Regex-based detection prioritizes accuracy while minimizing false-positives and reducing overall noise levels.
Furthermore, Mend AI detects references to the top 100 most commonly used licenses and gated models in codebases.
Limitations
Cases where string concatenation or complex variable assignments lead to model references are not currently supported.
Getting it done
Detected Hugging Face models are automatically added to the AI Inventory, where information about their origin, engine, and additional details will be available.

Code examples
Direct API Call with Model Name:
from transformers import pipeline
model = pipeline('text-classification', model='bert-base-uncased')
'bert-base-uncased' will be indicated as the detected model.
Model Name Stored in a Variable:
from transformers import pipeline
model_name = 'bert-base-uncased'
model = pipeline('text-classification', model=model_name)

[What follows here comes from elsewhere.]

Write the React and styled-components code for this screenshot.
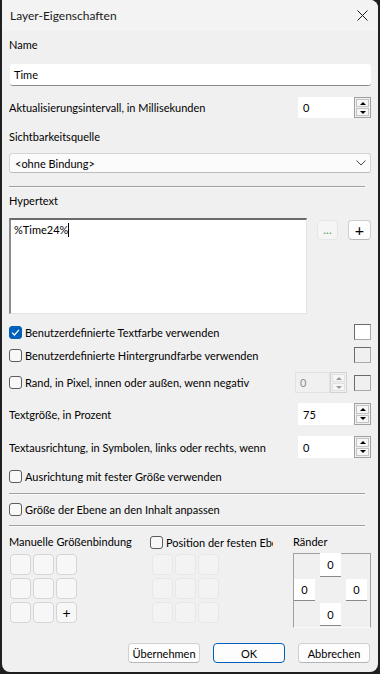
import React from "react";
import styled, { createGlobalStyle } from "styled-components";

const GlobalStyle = createGlobalStyle`
  html, body {
    margin: 0;
    padding: 0;
    background: #1f1f1f;
  }
  body {
    font-family: Lato, "Noto Sans", sans-serif;
    font-size: 11px;
    color: #000;
  }
  * { box-sizing: border-box; }
`;

const Window = styled.div`
  margin-left: 2px;
  width: 376px;
  height: 672px;
  background: #f0f0f0;
  border-radius: 0 8px 8px 8px;
  overflow: hidden;
  display: flex;
  flex-direction: column;
`;

const TitleBar = styled.div`
  height: 31px;
  flex: none;
  background: #f3f3f3;
  display: flex;
  align-items: center;
  justify-content: space-between;
  padding: 0 10px 0 8px;
  color: #1a1a1a;
  font-size: 12px;
`;

const Body = styled.div`
  display: flex;
  flex-direction: column;
  padding: 0 7px;
`;

const Label = styled.div`
  margin-top: ${(p) => p.$mt || 0}px;
  height: 16px;
  line-height: 16px;
  white-space: nowrap;
`;

const Row = styled.div`
  margin-top: ${(p) => p.$mt || 0}px;
  height: ${(p) => p.$h}px;
  display: flex;
  align-items: ${(p) => p.$align || "center"};
  gap: ${(p) => p.$gap || 0}px;
`;

const RowText = styled.div`
  flex: 1;
  min-width: 0;
  overflow: hidden;
  white-space: nowrap;
`;

const TextInput = styled.div`
  margin-top: ${(p) => p.$mt || 0}px;
  margin-left: 1px;
  height: 22px;
  background: #fff;
  border-radius: 3px;
  border-bottom: 1px solid #8a8a8a;
  padding-left: 4px;
  line-height: 21px;
`;

const Combo = styled.div`
  margin-top: ${(p) => p.$mt || 0}px;
  height: 20px;
  background: #fbfbfb;
  border: 1px solid #d4d4d4;
  border-bottom-color: #bdbdbd;
  border-radius: 3px;
  display: flex;
  align-items: center;
  justify-content: space-between;
  padding: 0 4px 0 5px;
`;

const Separator = styled.div`
  margin-top: ${(p) => p.$mt || 0}px;
  margin-right: 6px;
  height: 2px;
  border-top: 1px solid #a0a0a0;
  border-bottom: 1px solid #fbfbfb;
`;

const SpinWrap = styled.div`
  display: flex;
  height: 100%;
  width: ${(p) => p.$w}px;
  flex: none;
`;

const SpinField = styled.div`
  flex: 1;
  background: ${(p) => (p.$disabled ? "#f0f0f0" : "#fff")};
  border: 1px solid ${(p) => (p.$disabled ? "#e2e2e2" : "#fff")};
  color: ${(p) => (p.$disabled ? "#8c8c8c" : "#000")};
  padding-left: 4px;
  display: flex;
  align-items: center;
`;

const SpinButtons = styled.div`
  width: 17px;
  display: flex;
  flex-direction: column;
  border: 1px solid ${(p) => (p.$disabled ? "#d2d2d2" : "#a0a0a0")};
  background: #f0f0f0;
  padding: 1px;
  gap: 1px;
`;

const SpinBtn = styled.div`
  flex: 1;
  display: flex;
  align-items: center;
  justify-content: center;
  background: #f6f6f6;
  border: 1px solid ${(p) => (p.$disabled ? "#e0e0e0" : "#c4c4c4")};
  &::after {
    content: "";
    border-left: 3px solid transparent;
    border-right: 3px solid transparent;
    ${(p) => (p.$down ? "border-top" : "border-bottom")}: 3px solid
      ${(p) => (p.$disabled ? "#9a9a9a" : "#000")};
  }
`;

const ColorBox = styled.div`
  width: 17px;
  height: 16px;
  flex: none;
  background: ${(p) => (p.$white ? "#fff" : "#f0f0f0")};
  border: 1px solid;
  border-color: #6b6b6b #a9a9a9 #a9a9a9 #6b6b6b;
`;

const Check = styled.span`
  width: 13px;
  height: 13px;
  flex: none;
  border-radius: 3px;
  border: 1px solid ${(p) => (p.$checked ? "#005fb8" : "#5c5c5c")};
  background: ${(p) => (p.$checked ? "#005fb8" : "#f8f8f8")};
  display: inline-flex;
  align-items: center;
  justify-content: center;
  margin-right: 3px;
`;

const CheckLabel = styled.div`
  display: flex;
  align-items: center;
  flex: 1;
  min-width: 0;
  white-space: nowrap;
  overflow: hidden;
`;

const TextArea = styled.div`
  width: 299px;
  height: 96px;
  background: #fff;
  border-style: solid;
  border-width: 2px 1px 1px 2px;
  border-color: #6a6a6a #e3e3e3 #e3e3e3 #8a8a8a;
  padding: 1px 3px;
  line-height: 17px;
`;

const Caret = styled.span`
  display: inline-block;
  width: 1px;
  height: 14px;
  background: #000;
  vertical-align: -3px;
`;

const SmallButtons = styled.div`
  display: flex;
  gap: 10px;
  margin: 2px 0 0 10px;
`;

const SmallButton = styled.div`
  width: ${(p) => p.$w}px;
  height: 20px;
  border-radius: 4px;
  background: ${(p) => (p.$disabled ? "#f5f5f5" : "#fdfdfd")};
  border: 1px solid ${(p) => (p.$disabled ? "#e6e6e6" : "#cfcfcf")};
  border-bottom-color: ${(p) => (p.$disabled ? "#e6e6e6" : "#b9b9b9")};
  color: ${(p) => (p.$disabled ? "#5f9a5f" : "#000")};
  display: flex;
  align-items: center;
  justify-content: center;
  font-size: ${(p) => (p.$big ? 16 : 12)}px;
  line-height: 1;
`;

const Bottom = styled.div`
  margin-top: 7px;
  display: flex;
  height: 94px;
`;

const Column = styled.div`
  width: ${(p) => p.$w}px;
  flex: none;
  display: flex;
  flex-direction: column;
`;

const ClipText = styled.div`
  width: ${(p) => p.$w}px;
  overflow: hidden;
  white-space: nowrap;
`;

const CellGrid = styled.div`
  margin-top: ${(p) => p.$mt || 0}px;
  margin-left: ${(p) => p.$ml || 0}px;
  display: grid;
  grid-template-columns: repeat(3, 21px);
  grid-auto-rows: 21px;
  column-gap: 2px;
  row-gap: 3px;
`;

const Cell = styled.div`
  border-radius: 4px;
  background: ${(p) => (p.$disabled ? "#f3f3f3" : "#f7f7f7")};
  border: 1px solid ${(p) => (p.$disabled ? "#e7e7e7" : "#d5d5d5")};
  display: flex;
  align-items: center;
  justify-content: center;
  font-size: 14px;
`;

const MarginBox = styled.div`
  margin-top: 3px;
  width: 78px;
  height: 75px;
  border: 1px solid #a0a0a0;
  border-bottom-color: #fafafa;
  display: grid;
  grid-template-columns: repeat(3, 21px);
  grid-template-rows: 23px 22px 23px;
  column-gap: 5px;
  row-gap: 2px;
`;

const MarginField = styled.div`
  grid-column: ${(p) => p.$col};
  grid-row: ${(p) => p.$row};
  margin-top: ${(p) => (p.$row === 1 ? -1 : 0)}px;
  background: #fff;
  border-bottom: 1px solid #8a8a8a;
  display: flex;
  align-items: center;
  justify-content: center;
`;

const ButtonRow = styled.div`
  margin-top: 15px;
  display: flex;
  justify-content: flex-end;
  gap: 13px;
  padding-right: 1px;
`;

const DialogButton = styled.div`
  width: 72px;
  height: 20px;
  border-radius: 4px;
  background: #fdfdfd;
  border: 1px solid ${(p) => (p.$primary ? "#005fb8" : "#d0d0d0")};
  border-bottom-color: ${(p) => (p.$primary ? "#005fb8" : "#b5b5b5")};
  display: flex;
  align-items: center;
  justify-content: center;
`;

function Spin({ value, width = 73, disabled }) {
  return (
    <SpinWrap $w={width}>
      <SpinField $disabled={disabled}>{value}</SpinField>
      <SpinButtons $disabled={disabled}>
        <SpinBtn $disabled={disabled} />
        <SpinBtn $disabled={disabled} $down />
      </SpinButtons>
    </SpinWrap>
  );
}

function CheckBox({ checked, children }) {
  return (
    <CheckLabel>
      <Check $checked={checked}>
        {checked && (
          <svg width="9" height="9" viewBox="0 0 9 9">
            <path d="M1 4.6 L3.4 7 L8 1.8" fill="none" stroke="#fff" strokeWidth="1.2" />
          </svg>
        )}
      </Check>
      {children}
    </CheckLabel>
  );
}

export default function App() {
  return (
    <>
      <GlobalStyle />
      <Window>
        <TitleBar>
          <span>Layer-Eigenschaften</span>
          <svg width="11" height="11" viewBox="0 0 11 11">
            <path d="M0.5 0.5 L10.5 10.5 M10.5 0.5 L0.5 10.5" stroke="#1a1a1a" strokeWidth="1" />
          </svg>
        </TitleBar>
        <Body>
          <Label $mt={6}>Name</Label>
          <TextInput $mt={11}>Time</TextInput>

          <Row $mt={11} $h={21}>
            <RowText>Aktualisierungsintervall, in Millisekunden</RowText>
            <Spin value="0" />
          </Row>

          <Label $mt={11}>Sichtbarkeitsquelle</Label>
          <Combo $mt={8}>
            <span>&lt;ohne Bindung&gt;</span>
            <svg width="10" height="6" viewBox="0 0 10 6">
              <path d="M0.5 0.5 L5 5 L9.5 0.5" fill="none" stroke="#444" strokeWidth="1" />
            </svg>
          </Combo>

          <Separator $mt={13} />
          <Label $mt={5}>Hypertext</Label>
          <Row $mt={9} $h={96} $align="flex-start">
            <TextArea>
              %Time24%<Caret />
            </TextArea>
            <SmallButtons>
              <SmallButton $w={21} $disabled>
                ...
              </SmallButton>
              <SmallButton $w={23} $big>
                +
              </SmallButton>
            </SmallButtons>
          </Row>

          <Row $mt={10} $h={16}>
            <CheckBox checked>Benutzerdefinierte Textfarbe verwenden</CheckBox>
            <ColorBox $white />
          </Row>
          <Row $mt={7} $h={16}>
            <CheckBox>Benutzerdefinierte Hintergrundfarbe verwenden</CheckBox>
            <ColorBox />
          </Row>
          <Row $mt={9} $h={21} $gap={7}>
            <CheckBox>Rand, in Pixel, innen oder außen, wenn negativ</CheckBox>
            <Spin value="0" width={52} disabled />
            <ColorBox />
          </Row>
          <Row $mt={10} $h={22}>
            <RowText>Textgröße, in Prozent</RowText>
            <Spin value="75" />
          </Row>
          <Row $mt={11} $h={22}>
            <RowText>Textausrichtung, in Symbolen, links oder rechts, wenn</RowText>
            <Spin value="0" />
          </Row>
          <Row $mt={10} $h={16}>
            <CheckBox>Ausrichtung mit fester Größe verwenden</CheckBox>
          </Row>

          <Separator $mt={9} />
          <Row $mt={6} $h={16}>
            <CheckBox>Größe der Ebene an den Inhalt anpassen</CheckBox>
          </Row>
          <Separator $mt={8} />

          <Bottom>
            <Column $w={141}>
              <Label>Manuelle Größenbindung</Label>
              <CellGrid $mt={4} $ml={1}>
                {Array.from({ length: 9 }, (_, i) => (
                  <Cell key={i}>{i === 8 ? "+" : ""}</Cell>
                ))}
              </CellGrid>
            </Column>
            <Column $w={143}>
              <Row $h={16}>
                <Check />
                <ClipText $w={107}>Position der festen Ebene</ClipText>
              </Row>
              <CellGrid $mt={4} $ml={2}>
                {Array.from({ length: 9 }, (_, i) => (
                  <Cell key={i} $disabled />
                ))}
              </CellGrid>
            </Column>
            <Column $w={78}>
              <Label>Ränder</Label>
              <MarginBox>
                <MarginField $col={2} $row={1}>0</MarginField>
                <MarginField $col={1} $row={2}>0</MarginField>
                <MarginField $col={3} $row={2}>0</MarginField>
                <MarginField $col={2} $row={3}>0</MarginField>
              </MarginBox>
            </Column>
          </Bottom>

          <ButtonRow>
            <DialogButton>Übernehmen</DialogButton>
            <DialogButton $primary>OK</DialogButton>
            <DialogButton>Abbrechen</DialogButton>
          </ButtonRow>
        </Body>
      </Window>
    </>
  );
}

'bert-base-uncased' will be extracted from the variable assignment and indicated as the detected model.
Model Name Passed to a Function:
from transformers import pipeline
def load_model(name):
return pipeline('text-classification', model=name)
model_instance = load_model('bert-base-uncased')
'bert-base-uncased' will be extracted from the function call and indicated as the detected model.
Diffusers:
from diffusers import StableDiffusionPipeline
pipe = StableDiffusionPipeline.from_pretrained("CompVis/stable-diffusion-v1-4")
"CompVis/stable-diffusion-v1-4" will be extracted and indicated as the detected model.
Variable Passed to a Function with Intermediate Assignment:
from transformers import AutoModel
model_name = "gpt-neo-1.3B"
def initialize_model(name):
model = AutoModel.from_pretrained(name)
return model
ai_model = initialize_model(model_name)
'gpt-neo-1.3B' will be extracted from the intermediate variable and indicated as the detected model.